STATED GOAL:
Copy out the listing that follows, exactly, without its pictures.
* * * *
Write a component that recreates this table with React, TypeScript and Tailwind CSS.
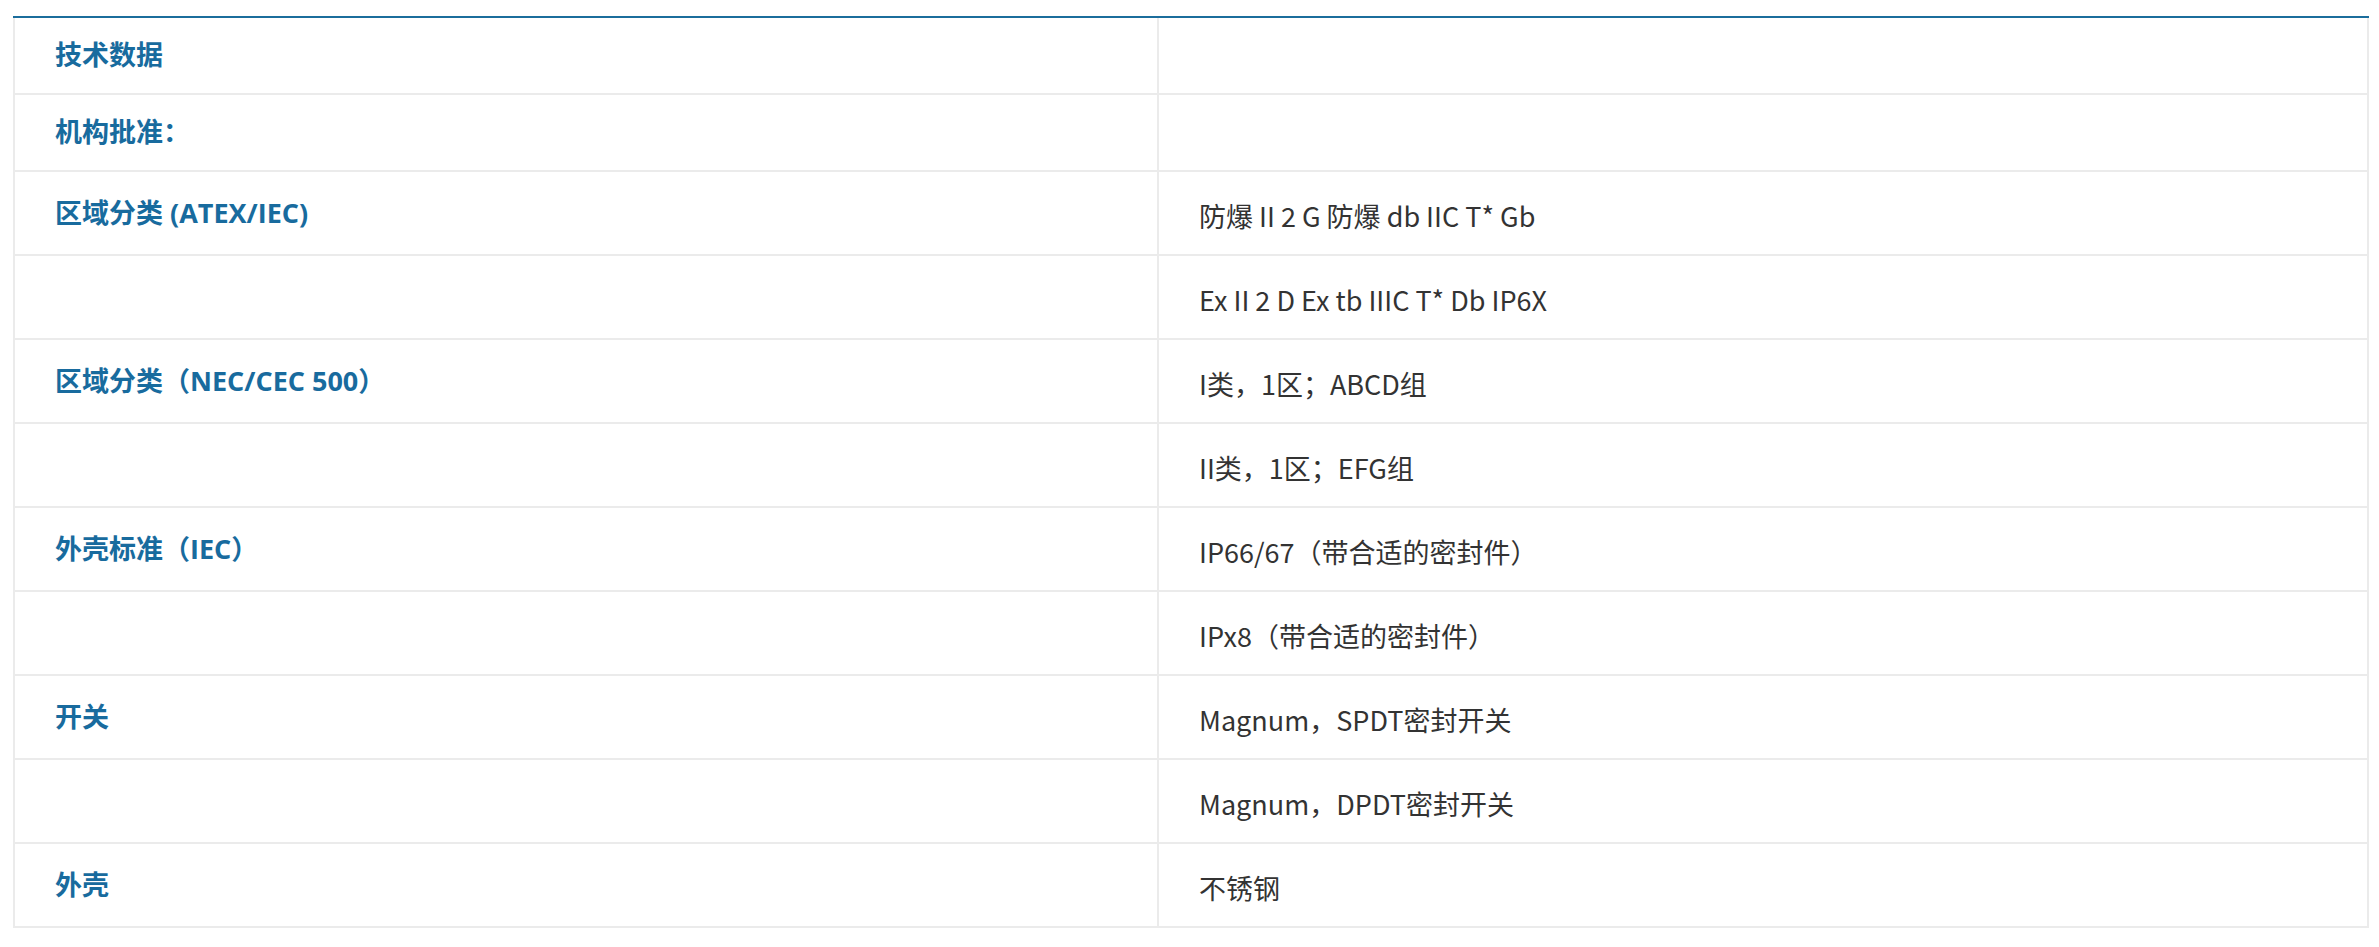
const rows: { label: string; value: string; short?: boolean }[] = [
  { label: "技术数据", value: "", short: true },
  { label: "机构批准：", value: "", short: true },
  { label: "区域分类 (ATEX/IEC)", value: "防爆 II 2 G 防爆 db IIC T* Gb" },
  { label: "", value: "Ex II 2 D Ex tb IIIC T* Db IP6X" },
  { label: "区域分类（NEC/CEC 500）", value: "I类，1区；ABCD组" },
  { label: "", value: "II类，1区；EFG组" },
  { label: "外壳标准（IEC）", value: "IP66/67（带合适的密封件）" },
  { label: "", value: "IPx8（带合适的密封件）" },
  { label: "开关", value: "Magnum，SPDT密封开关" },
  { label: "", value: "Magnum，DPDT密封开关" },
  { label: "外壳", value: "不锈钢" },
];

const App = () => {
  return (
    <div
      className="min-h-[947px] bg-white pt-4 pl-[13px]"
      style={{ fontFamily: '"Open Sans", "Noto Sans CJK SC", sans-serif' }}
    >
      <div className="w-[2356px] border-t-2 border-[#1b6d9c]">
        <div className="border-x-2 border-[#ebebeb]">
          {rows.map((row, index) => (
            <div
              key={index}
              className={`grid grid-cols-[1144px_1fr] border-b-2 border-[#ebebeb] ${
                row.short ? "h-[77px]" : "h-[84px]"
              }`}
            >
              <div className="flex items-center border-r-2 border-[#ebebeb] pl-10 text-[27px] font-bold text-[#186b9e]">
                {row.label}
              </div>
              <div className="flex items-center pl-10 pt-[6px] font-['Noto_Sans_CJK_SC',sans-serif] text-[27px] text-[#333333]">
                {row.value}
              </div>
            </div>
          ))}
        </div>
      </div>
    </div>
  );
};

export default App;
* * * *
COMPLETE OUTPUT:
Write a component that recreates this table with React, TypeScript and Tailwind CSS.
const rows: { label: string; value: string; short?: boolean }[] = [
  { label: "技术数据", value: "", short: true },
  { label: "机构批准：", value: "", short: true },
  { label: "区域分类 (ATEX/IEC)", value: "防爆 II 2 G 防爆 db IIC T* Gb" },
  { label: "", value: "Ex II 2 D Ex tb IIIC T* Db IP6X" },
  { label: "区域分类（NEC/CEC 500）", value: "I类，1区；ABCD组" },
  { label: "", value: "II类，1区；EFG组" },
  { label: "外壳标准（IEC）", value: "IP66/67（带合适的密封件）" },
  { label: "", value: "IPx8（带合适的密封件）" },
  { label: "开关", value: "Magnum，SPDT密封开关" },
  { label: "", value: "Magnum，DPDT密封开关" },
  { label: "外壳", value: "不锈钢" },
];

const App = () => {
  return (
    <div
      className="min-h-[947px] bg-white pt-4 pl-[13px]"
      style={{ fontFamily: '"Open Sans", "Noto Sans CJK SC", sans-serif' }}
    >
      <div className="w-[2356px] border-t-2 border-[#1b6d9c]">
        <div className="border-x-2 border-[#ebebeb]">
          {rows.map((row, index) => (
            <div
              key={index}
              className={`grid grid-cols-[1144px_1fr] border-b-2 border-[#ebebeb] ${
                row.short ? "h-[77px]" : "h-[84px]"
              }`}
            >
              <div className="flex items-center border-r-2 border-[#ebebeb] pl-10 text-[27px] font-bold text-[#186b9e]">
                {row.label}
              </div>
              <div className="flex items-center pl-10 pt-[6px] font-['Noto_Sans_CJK_SC',sans-serif] text-[27px] text-[#333333]">
                {row.value}
              </div>
            </div>
          ))}
        </div>
      </div>
    </div>
  );
};

export default App;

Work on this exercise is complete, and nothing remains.